Hold on… Dinosaurs. People. Living together?
I knew it! Iron Maiden are creationists. Just as Jake and Elwood Blues hate Illinois Nazis, I am not big on east London creationists.
Normally, I’d transition to a paragraph mocking creationism, but since this is about art, I admit creationists have some pretty good material. Indeed, the single greatest artist in history (an admittedly audacious statement), Michelangelo Buonarroti, painted the Sistine Chapel ceiling, which literally is about biblical creation.
Or is it?
No. It’s actually a massive shrine to the joy of homosexuality. The biggest, gayest artwork in the world, almost as gay as Adam Lambert’s stage show. And it has been pissing on creationists’ oblivious heads since 1512, with its army of 15-foot-tall nude gay men lounging mere yards from the God they so offend, who’s too busy whipping up a universe to notice.
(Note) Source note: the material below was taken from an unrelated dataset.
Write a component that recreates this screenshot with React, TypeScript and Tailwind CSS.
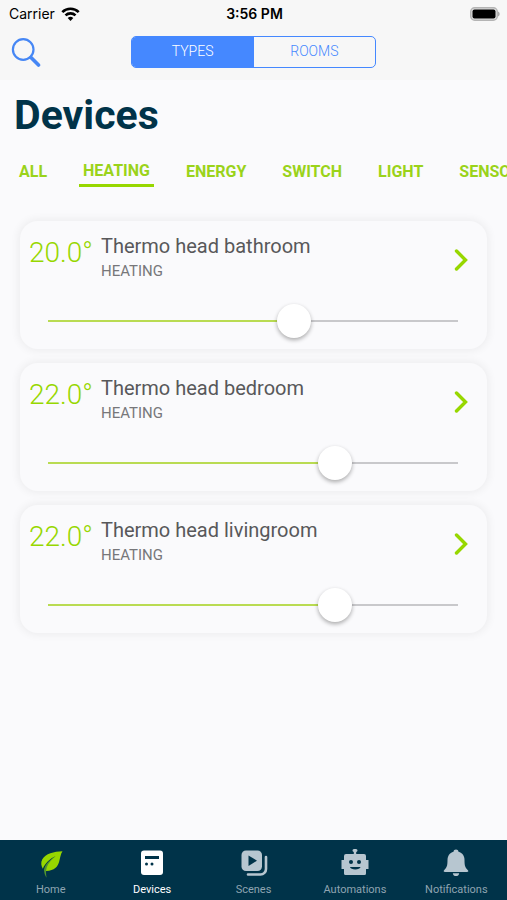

Ah, Michelangelo. You had balls the size of your David’s head.
So my rant today will instead be about the perpetual and stupid myth that Michelangelo painted the ceiling while lying on his back. First, the Sistine Chapel ceiling is concave and scaffolds are flat. On your back, you’d need 12-foot-long arms to touch the ceiling’s surface with your brush. Second, it’s a fresco, which is watercolor on moist plaster. The paint must go on very quickly and very wet (insert your own “losing virginity” joke here), meaning M needed to, I don’t know, see the paint. Trying choosing the right color while flat on your back and tell me how it goes.
You know, if people applied logic, they wouldn’t walk around thinking artists paint lying down or planets are 6000 years old. Sometimes I get so earnestly annoyed I could… I could…
I could write a song about it! You ready for this, music writers?